The difficulty that we face is that any decision that we make today may be superseded by a decision that is made on Thursday. Therefore, it might be better for us to defer consideration of John Swinney's proposition until such time as Parliament has debated and voted on the motion that is likely to be lodged. That would seem to me to be the logical way of dealing with the matter.
I think that John Swinney's suggestion has merit regardless of the outcome on Thursday. There are two conceivable outcomes of Thursday's debate or of the Executive taking unilateral action: either the report will be published or it will not. If the report is published, no doubt it would be useful to seek clarification from the group that prepared it and, if the report is not published, our scrutiny of the budget would be better if we were able to have access to some of the information that the Howat committee acquired as it prepared the report. Proper parliamentary scrutiny of public spending in Scotland can only be enhanced by the proposal.
I am inclined to agree with Derek Brownlee and John Swinney. There are two separate issues. One is to do with the publication of a report that, according to the milestones, should have been completed in February 2006; the other is to do with the Finance Committee taking evidence from the members of the review group. Given that those issues are separate, I do not see that there is an overlap between the decision that Parliament might take on Thursday to request publication of the report and the Finance Committee's right—which is laid down in the remit—to seek evidence on the report from the reviewers. No doubt, they will have issues that they are not able to discuss, but I think that it is appropriate for us to take up the right that is set out in the document that John Swinney e-mailed us.
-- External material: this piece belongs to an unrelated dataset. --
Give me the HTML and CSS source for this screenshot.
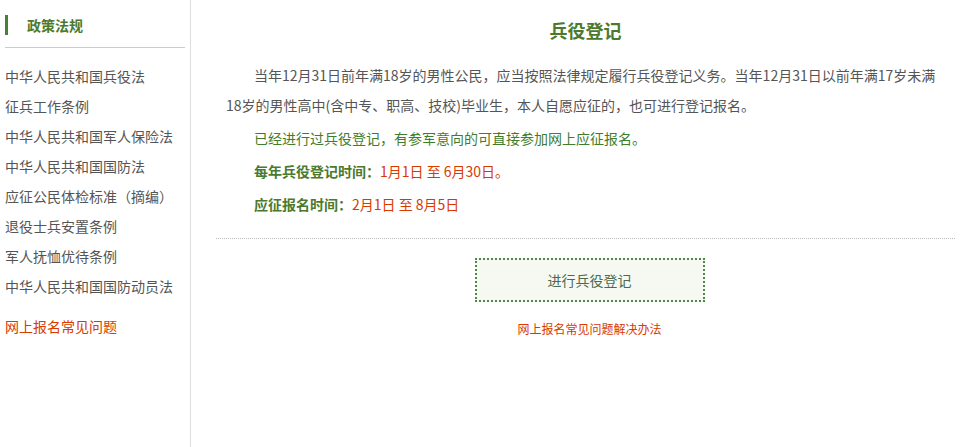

I think that your assessment is correct, convener. It would appear that we are trying to go down two tracks at one time. Mark Ballard has indicated that he sees the two issues as being separate, but I do not know how he can say that, given that the SNP has not yet lodged its motion and he does not yet know its terms.
I agree with John Swinney, of course. I am keen for any available evidence that might help us to scrutinise the process to be made available to us. There is a clear sequence to be followed and John Swinney has taken the first opportunity to bring the issue to the committee. It is incumbent on us to make a decision on the matter. Later this week, there will be a debate on the matter and, clearly, a decision that is made by this committee would inform the motion that is debated. It would be a sad day if the Finance Committee were to kick the matter into the long grass and postpone the process.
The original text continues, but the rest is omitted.